= Stated problem =
Can you set down, exactly as they appear below, the lines from the opening of the material through the one bearing "import React from", minus the pictures?
==== Provided material
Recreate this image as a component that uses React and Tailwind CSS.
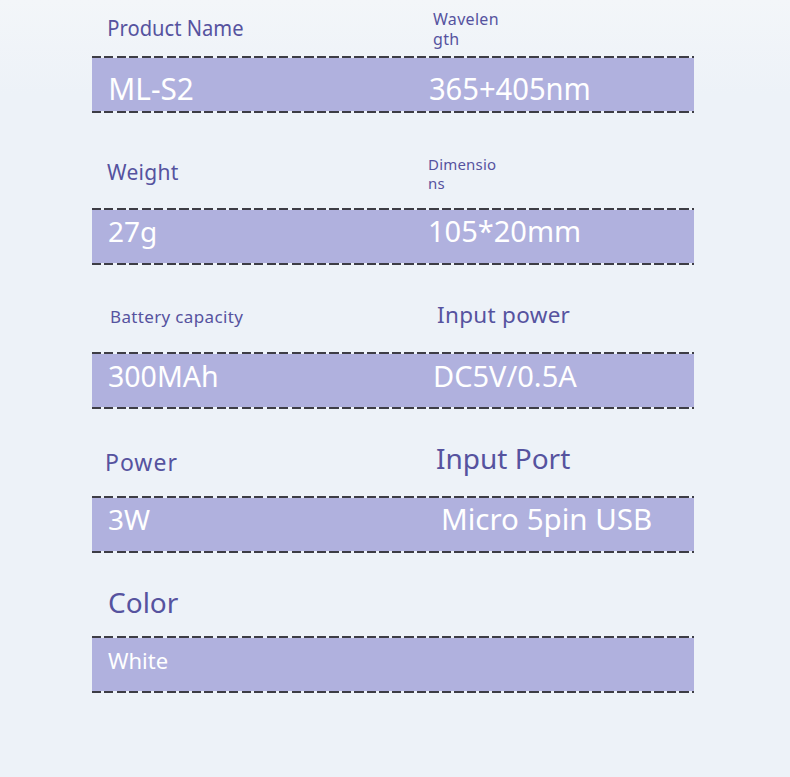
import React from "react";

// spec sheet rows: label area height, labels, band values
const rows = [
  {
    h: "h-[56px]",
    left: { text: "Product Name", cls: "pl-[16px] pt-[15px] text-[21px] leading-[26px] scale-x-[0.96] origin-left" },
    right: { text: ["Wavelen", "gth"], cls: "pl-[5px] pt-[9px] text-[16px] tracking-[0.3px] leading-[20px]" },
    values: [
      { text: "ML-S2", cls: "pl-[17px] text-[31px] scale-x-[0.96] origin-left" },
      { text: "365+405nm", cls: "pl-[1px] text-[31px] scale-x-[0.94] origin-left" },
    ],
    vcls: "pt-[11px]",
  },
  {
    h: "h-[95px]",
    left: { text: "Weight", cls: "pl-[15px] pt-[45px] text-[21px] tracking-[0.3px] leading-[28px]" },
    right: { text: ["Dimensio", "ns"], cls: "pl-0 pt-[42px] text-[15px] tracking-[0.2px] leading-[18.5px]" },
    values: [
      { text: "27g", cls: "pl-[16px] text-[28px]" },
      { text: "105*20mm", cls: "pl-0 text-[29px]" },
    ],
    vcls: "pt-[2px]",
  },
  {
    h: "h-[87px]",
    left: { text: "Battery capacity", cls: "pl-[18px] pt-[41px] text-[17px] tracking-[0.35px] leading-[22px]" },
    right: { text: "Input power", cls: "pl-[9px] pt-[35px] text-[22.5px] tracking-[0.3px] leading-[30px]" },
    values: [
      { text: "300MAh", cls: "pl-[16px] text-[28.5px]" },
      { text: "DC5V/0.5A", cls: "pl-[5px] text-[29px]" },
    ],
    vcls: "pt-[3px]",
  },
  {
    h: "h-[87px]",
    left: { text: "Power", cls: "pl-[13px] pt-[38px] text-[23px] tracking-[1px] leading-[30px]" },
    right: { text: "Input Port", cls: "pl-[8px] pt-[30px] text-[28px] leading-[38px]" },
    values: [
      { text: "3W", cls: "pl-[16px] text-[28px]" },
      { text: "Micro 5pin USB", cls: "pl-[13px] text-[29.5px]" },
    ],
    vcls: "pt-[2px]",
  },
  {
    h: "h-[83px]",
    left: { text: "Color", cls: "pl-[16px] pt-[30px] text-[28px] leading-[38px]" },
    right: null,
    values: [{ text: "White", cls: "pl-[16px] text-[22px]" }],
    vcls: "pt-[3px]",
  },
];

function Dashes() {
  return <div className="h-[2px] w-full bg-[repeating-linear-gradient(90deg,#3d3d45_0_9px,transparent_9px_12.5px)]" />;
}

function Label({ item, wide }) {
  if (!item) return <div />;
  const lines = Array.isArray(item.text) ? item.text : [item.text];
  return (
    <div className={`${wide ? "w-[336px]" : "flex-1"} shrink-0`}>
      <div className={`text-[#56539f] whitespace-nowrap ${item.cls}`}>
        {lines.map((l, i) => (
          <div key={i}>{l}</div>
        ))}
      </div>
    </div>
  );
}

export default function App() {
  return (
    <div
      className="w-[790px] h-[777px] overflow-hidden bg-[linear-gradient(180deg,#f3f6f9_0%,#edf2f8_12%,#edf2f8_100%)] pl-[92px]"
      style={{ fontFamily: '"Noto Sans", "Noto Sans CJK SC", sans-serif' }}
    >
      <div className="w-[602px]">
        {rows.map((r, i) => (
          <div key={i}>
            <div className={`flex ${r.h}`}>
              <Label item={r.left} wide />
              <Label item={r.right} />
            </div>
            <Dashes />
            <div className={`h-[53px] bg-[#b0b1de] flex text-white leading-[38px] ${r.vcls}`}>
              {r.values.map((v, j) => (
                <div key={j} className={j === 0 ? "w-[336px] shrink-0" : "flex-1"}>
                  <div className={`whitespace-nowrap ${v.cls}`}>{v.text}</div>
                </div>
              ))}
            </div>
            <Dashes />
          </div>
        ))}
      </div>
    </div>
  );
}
========
= Correct response =
Recreate this image as a component that uses React and Tailwind CSS.
import React from "react";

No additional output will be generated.